#### [Extracted data]
====

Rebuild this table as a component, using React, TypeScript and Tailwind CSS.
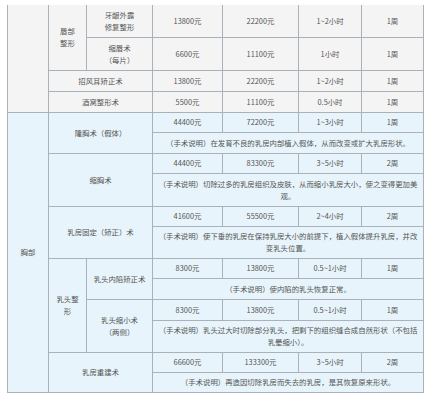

====

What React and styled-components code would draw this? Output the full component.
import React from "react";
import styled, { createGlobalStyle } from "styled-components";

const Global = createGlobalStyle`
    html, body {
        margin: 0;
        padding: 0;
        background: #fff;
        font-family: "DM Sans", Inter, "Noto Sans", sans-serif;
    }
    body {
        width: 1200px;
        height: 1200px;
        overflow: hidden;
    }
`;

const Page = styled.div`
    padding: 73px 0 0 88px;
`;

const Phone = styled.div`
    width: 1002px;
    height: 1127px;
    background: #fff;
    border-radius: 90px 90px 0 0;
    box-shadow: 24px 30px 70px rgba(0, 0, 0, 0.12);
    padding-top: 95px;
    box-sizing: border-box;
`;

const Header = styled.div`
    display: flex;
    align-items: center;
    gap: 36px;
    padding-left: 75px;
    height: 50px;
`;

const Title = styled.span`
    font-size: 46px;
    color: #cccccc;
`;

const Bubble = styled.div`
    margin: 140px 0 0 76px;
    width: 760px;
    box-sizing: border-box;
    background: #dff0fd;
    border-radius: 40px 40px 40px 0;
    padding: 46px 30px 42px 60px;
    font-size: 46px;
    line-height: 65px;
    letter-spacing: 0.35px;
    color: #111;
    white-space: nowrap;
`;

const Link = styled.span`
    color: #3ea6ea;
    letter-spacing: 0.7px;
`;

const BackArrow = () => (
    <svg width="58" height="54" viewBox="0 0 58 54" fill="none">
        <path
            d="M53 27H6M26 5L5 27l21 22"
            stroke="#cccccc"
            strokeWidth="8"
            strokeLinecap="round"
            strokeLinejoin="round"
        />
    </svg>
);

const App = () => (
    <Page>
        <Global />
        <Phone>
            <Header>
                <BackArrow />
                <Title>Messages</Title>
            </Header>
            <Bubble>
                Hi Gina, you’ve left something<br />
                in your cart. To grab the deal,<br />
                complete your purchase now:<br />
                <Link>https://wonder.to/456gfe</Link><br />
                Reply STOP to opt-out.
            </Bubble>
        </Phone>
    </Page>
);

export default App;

====

#### [Required work]
Which lines hold the word "styled"? Copy all of them.

#### [Worked answer]
What React and styled-components code would draw this? Output the full component.
import styled, { createGlobalStyle } from "styled-components";
const Page = styled.div`
const Phone = styled.div`
const Header = styled.div`
const Title = styled.span`
const Bubble = styled.div`
const Link = styled.span`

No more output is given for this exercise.